Esclarecimento sobre a liberdade de expressão e a relação entre o Ocidente e o mundo islâmico
Diogo Freitas do Amaral
Não tendo estado em Lisboa quando alguns títulos ou frases me foram atribuídos pelo PÚBLICO - com base em afirmações truncadas divulgadas por um canal de televisão, a propósito da polémica dos cartoons -, esclareço:
1) Sempre defendi, e defendo, a liberdade de expressão, e não propus para ela qualquer novo limite legal, censura ou sanção para o seu eventual mau uso: apenas defendi, e defendo, que essa liberdade, como todas as outras, tem limites legais e deve ser usada com bom senso, de forma responsável.
No caso presente, da crescente tensão entre o Ocidente e o islão, o meu apelo foi apenas dirigido ao bom senso: vamos contribuir para a escalada do conflito, deitando mais achas para a fogueira, ou é melhor evitar o agravamento e tentar todas as possibilidades de diálogo que existem? A minha opção, como ministro dos Negócios Estrangeiros de um país europeu, é a segunda, por ser a que melhor contribui para manter a paz e segurança internacionais;
2) Foi por alguns deturpada, por ser citada fora do contexto, a frase, que me é atribuída, de que "a culpa da crise actual entre o Ocidente e o islão é do Ocidente". Eu não disse isso.

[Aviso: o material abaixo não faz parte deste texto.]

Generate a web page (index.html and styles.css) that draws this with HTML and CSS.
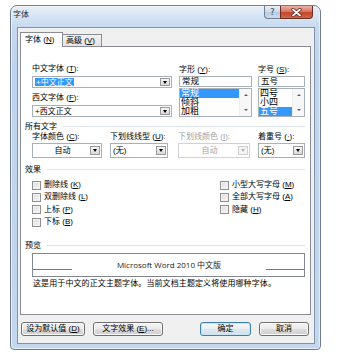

O que eu disse - num conjunto de frases talvez demasiado longo para o espaço normalmente disponível na comunicação social - foi que, vista a crise actual do lado dos povos islâmicos, o Ocidente nunca deixou de os agredir. E citei, como exemplos, as Cruzadas (que para eles foram ontem), o colonialismo (que só acabou para muitos deles no século XX), as guerras de libertação (de que a mais violenta foi a do povo argelino com a França), a posição ocidental no conflito israelo-árabe, a intervenção militar no Iraque, e agora a questão dos cartoons (que a nós nos fazem rir, em regra, mas neste caso ofenderam tanto os muçulmanos que até o jornal dinamarquês que os publicou já pediu desculpas públicas pela ofensa cometida).
É claro que, no meio disto tudo, houve o aparecimento do terrorismo islâmico (que eu logo condenei) e a reacção imediata de derrube do regime taliban no Afeganistão (que eu logo apoiei).
O problema está em que a seguir veio a guerra do Iraque - para os que a lançaram, uma peça da estratégia antiterrorismo; para os muçulmanos (e não só), um perigoso desvio da luta contra o terrorismo internacional e uma ofensa do Ocidente aos povos islâmicos.
Em resumo: para os muçulmanos, o Ocidente é o único culpado ou, pelo menos, o principal culpado; para mim, o Ocidente também tem as suas culpas. E como somos mais ricos, mais poderosos militarmente, e temos mais a perder do que eles, se tudo isto levar a uma guerra de civilizações, entendo que devemos ser nós, os ocidentais, a tomar as primeiras iniciativas pacificadoras.
Não há muito mais a dizer depois deste esclarecimento. Não assisti às declarações originais de Freitas, nem às de ontem no Parlamento. Admito que, motivado pela sua religiosidade, possa ter tergiversado num ou noutro ponto (embora pelo menos isso demonstre que, sendo católico, trata as religiões da mesma forma, o que se comparado com algum fundamentalismo anti-muçulmano de origem católica de que tem sido vítima não seja mau de todo). Mas no que transcrevi Freitas do Amaral tem toda a razão. Acima de tudo creio que tem sido vítima de uma campanha de ataques constantes por parte de uma direita que não lhe perdoa.